Like you've never fallen asleep with your head in a bowl

Like you’ve never fallen asleep with your head in a bowl.

Have you made any resolutions? I haven’t, because I know I won’t stick to them. Like, last year my resolution was to not chew anything I didn’t have permission to wreck, but within hours nature had taken over and there were bunny bite marks all over the place. Fish gotta swim, footballers gotta spit and swear, bunnies gotta nibble. That’s life, folks.

Mummy El’s got a resolution alternative, she’s got a 2013 to do list. She says that resolutions are too wishy-washy, that if you say something general, like, “go to the gym more” or “go to the driving range more regularly” it’s too easy to default on it. So, she’s decided that 2 things of the things she’s going to achieve this year are adding at least 2cm to her upper-arm circumference and play that round of golf she’s been threatening to give Mummy J and Grandad for the last 3 years! (She blames her back for her skinny arms and lack of golfing effort, but I think 3 years is pushing it!)

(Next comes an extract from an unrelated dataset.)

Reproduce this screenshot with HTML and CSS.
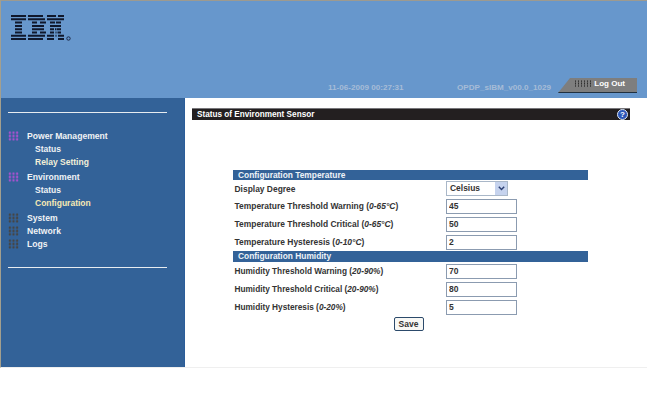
FILE: index.html
```html
<!DOCTYPE html>
<html lang="en">
<head>
<meta charset="utf-8">
<title>Status of Environment Sensor</title>
<link rel="stylesheet" href="styles.css">
</head>
<body>
<div class="app">
  <header class="top">
    <svg class="logo" width="62" height="28" viewBox="0 0 62 28" aria-label="IBM">
      <path class="logo-bars" d="M0 0h15v2H0zM17 0h15v2H17zM36 0h9v2H36zM47 0h6v2H47z
      M0 3.3h15v2H0zM17 3.3h17v2H17zM36 3.3h10v2H36zM46 3.3h7v2H46z
      M4 6.6h7v2H4zM21 6.6h5v2H21zM29 6.6h6v2H29zM39 6.6h5v2H39zM45 6.6h5v2H45z
      M4 9.9h7v2H4zM21 9.9h12v2H21zM39 9.9h11v2H39z
      M4 13.2h7v2H4zM21 13.2h12v2H21zM39 13.2h4v2H39zM44 13.2h1.500v2H44zM46 13.2h4v2H46z
      M4 16.500h7v2H4zM21 16.500h5v2H21zM29 16.500h6v2H29zM39 16.500h4v2H39zM44.500 16.500h1v2H44.500zM46.500 16.500h3.500v2H46.500z
      M0 19.800h15v2H0zM17 19.800h17v2H17zM36 19.800h7v2H36zM44.500 19.800h1v2H44.500zM47 19.800h6v2H47z
      M0 23.100h15v2H0zM17 23.100h15v2H17zM36 23.100h7v2H36zM47 23.100h6v2H47z"/>
      <circle class="logo-r" cx="57.500" cy="23.500" r="1.700"/>
    </svg>
    <div class="meta">
      <span class="date">11-06-2009 00:27:31</span>
      <span class="version">OPDP_sIBM_v00.0_1029</span>
      <a class="logout" href="#"><span class="dots dots-small"></span>Log Out</a>
    </div>
  </header>
  <div class="body">
    <nav class="side">
      <hr class="rule rule-top">
      <ul class="menu">
        <li class="item open"><span class="dots dots-purple"></span>Power Management</li>
        <li class="sub">Status</li>
        <li class="sub sub-alt">Relay Setting</li>
        <li class="item open item-gap"><span class="dots dots-purple"></span>Environment</li>
        <li class="sub">Status</li>
        <li class="sub sub-alt active">Configuration</li>
        <li class="item item-gap"><span class="dots"></span>System</li>
        <li class="item"><span class="dots"></span>Network</li>
        <li class="item"><span class="dots"></span>Logs</li>
      </ul>
      <hr class="rule rule-bottom">
    </nav>
    <main class="content">
      <div class="title">
        <span>Status of Environment Sensor</span>
        <span class="help">?</span>
      </div>
      <form class="form">
        <div class="bar">Configuration Temperature</div>
        <div class="row row-select">
          <label>Display Degree</label>
          <span class="select">Celsius<span class="arrow"><svg width="7" height="5" viewBox="0 0 7 5"><path d="M.8.8l2.700 2.700L6.200.8" fill="none" stroke="#2b3f73" stroke-width="1.500"/></svg></span></span>
        </div>
        <div class="row"><label>Temperature Threshold Warning (<i>0-65°C</i>)</label><input value="45"></div>
        <div class="row"><label>Temperature Threshold Critical (<i>0-65°C</i>)</label><input value="50"></div>
        <div class="row"><label>Temperature Hysteresis (<i>0-10°C</i>)</label><input value="2"></div>
        <div class="bar bar-second">Configuration Humidity</div>
        <div class="row row-tight"><label>Humidity Threshold Warning (<i>20-90%</i>)</label><input value="70"></div>
        <div class="row row-tight"><label>Humidity Threshold Critical (<i>20-90%</i>)</label><input value="80"></div>
        <div class="row row-tight"><label>Humidity Hysteresis (<i>0-20%</i>)</label><input value="5"></div>
        <div class="actions"><button type="button">Save</button></div>
      </form>
    </main>
  </div>
</div>
</body>
</html>
```
FILE: styles.css
```css
* { box-sizing: border-box; }
html, body { margin: 0; padding: 0; background: #fff; }
body { font: bold 8.500px "Liberation Sans", Arial, sans-serif; width: 648px; height: 415px; overflow: hidden; }

.app {
  width: 647px;
  height: 368px;
  border-top: 1px solid #9d9a8f;
  border-left: 1px solid #a39f8e;
  border-bottom: 1px solid #efefef;
  display: flex;
  flex-direction: column;
}

.top {
  height: 97px;
  background: #6797cc;
  display: flex;
  flex-direction: column;
  justify-content: space-between;
  padding: 14px 10px 5px 10px;
}
.logo { display: block; }
.logo-bars { fill: #10182c; }
.logo-r { fill: none; stroke: #1c2a4a; stroke-width: 1; }

.meta { display: flex; align-items: flex-end; height: 15px; color: #a6bcd7; font-size: 8.100px; font-weight: bold; padding-left: 317px; }
.date { width: 129px; line-height: 11px; margin-right: 0; }
.version { width: 101px; line-height: 11px; white-space: nowrap; }
.logout {
  width: 79px;
  height: 15px;
  background: #7e7e7e;
  border-bottom: 1px solid #20303f;
  clip-path: polygon(12px 0, 100% 0, 100% 100%, 0 100%);
  color: #fff;
  font-weight: bold;
  font-size: 8px;
  text-decoration: none;
  display: flex;
  align-items: center;
  justify-content: flex-end;
  padding: 0 12px 3px 0;
}

.dots {
  display: block;
  width: 11px;
  height: 10px;
  background-image: radial-gradient(circle at center, #454545 0, #454545 1.100px, transparent 1.500px);
  background-size: 3.660px 3.330px;
  flex: none;
}
.dots-purple { background-image: radial-gradient(circle at center, #a652cf 0, #a652cf 1.100px, transparent 1.500px); }
.dots-small {
  width: 18px;
  height: 7px;
  margin-right: 2px;
  background-image: radial-gradient(circle at center, #2b2b2b 0, #2b2b2b .6px, transparent 1px);
  background-size: 3px 2.400px;
}

.body { flex: 1; display: flex; min-height: 0; }

.side { width: 184px; background: #336298; border-right: 1px solid #2b5d99; padding: 14px 0 0 7px; color: #f0f2f5; }
.rule { width: 159px; height: 1px; margin: 0; border: 0; background: #e8ecf0; }
.menu { list-style: none; margin: 16px 0 0; padding: 0; }
.item { display: flex; align-items: center; height: 13px; gap: 8px; font-size: 8.600px; }
.item.open { margin-bottom: 1px; }
.item-gap { margin-top: 2px; }
.sub { height: 12.500px; line-height: 12.500px; padding-left: 27px; }
.sub-alt { color: #f4f0d8; }
.active { color: #f6e9b4; }
.rule-bottom { margin-top: 17px; }

.content { flex: 1; padding: 10px 17px 0 7px; background: #fff; }
.title {
  height: 12px;
  width: 438px;
  background: #231f20;
  border-top: 1px solid #77767a;
  color: #fff;
  font-size: 8.200px;
  display: flex;
  justify-content: space-between;
  align-items: center;
  padding: 0 2px 0 5px;
}
.help {
  width: 11px;
  height: 11px;
  border-radius: 50%;
  background: #2c57b8;
  border: 1px solid #dfe8f5;
  color: #fff;
  font-size: 8px;
  line-height: 9px;
  text-align: center;
}

.form { width: 355px; margin: 50px 0 0 41px; color: #333; }
.bar { height: 10px; background: #336298; color: #eef2f7; line-height: 10px; padding-left: 5px; font-size: 8.400px; }
.bar-second { height: 11px; line-height: 11px; }
.row { height: 18px; display: grid; grid-template-columns: 211.500px 71px; align-items: center; padding-left: 1.500px; font-size: 8.450px; }
.row-select { height: 17px; }
.row-tight { font-size: 8.250px; }
.row input {
  width: 71px;
  height: 15px;
  margin: 0;
  border: 1px solid #8b9bb0;
  padding: 0 2px;
  font: bold 8.500px "Liberation Sans", Arial, sans-serif;
  color: #333;
  background: #fff;
}
.select {
  display: block;
  position: relative;
  width: 62px;
  height: 15px;
  border: 1px solid #a9b7c8;
  padding-left: 3px;
  line-height: 13px;
  color: #333;
}
.arrow {
  position: absolute;
  right: 0;
  top: 0;
  width: 12px;
  height: 13px;
  background: #c6d3ee;
  display: flex;
  align-items: center;
  justify-content: center;
}
.actions { display: flex; justify-content: center; padding: 1px 4px 0 0; }
.actions button {
  width: 30px;
  height: 14px;
  padding: 0;
  border: 1px solid #2c4a6b;
  border-radius: 2px;
  background: #f8f8f5;
  font: bold 8.500px "Liberation Sans", Arial, sans-serif;
  color: #333;
  line-height: 11px;
}
```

See, her way of thinking is that if she has a specific goal then the resolution will happen on its own. To get a bit more muscle mass she will have to go out to her gym more often; if she’s going to book a round of golf in she’ll need to practice a bit, ergo, she’ll have to go to the driving range. (Good luck with the second one, Mum. I saw you holding onto the walls, creaking out to the bathroom this morning.)

As much as it pains me to say it, I think she sort of makes sense. So, with that said, my first goal of 2013 is to find an alternative route under the bed. What are your goals and resolutions?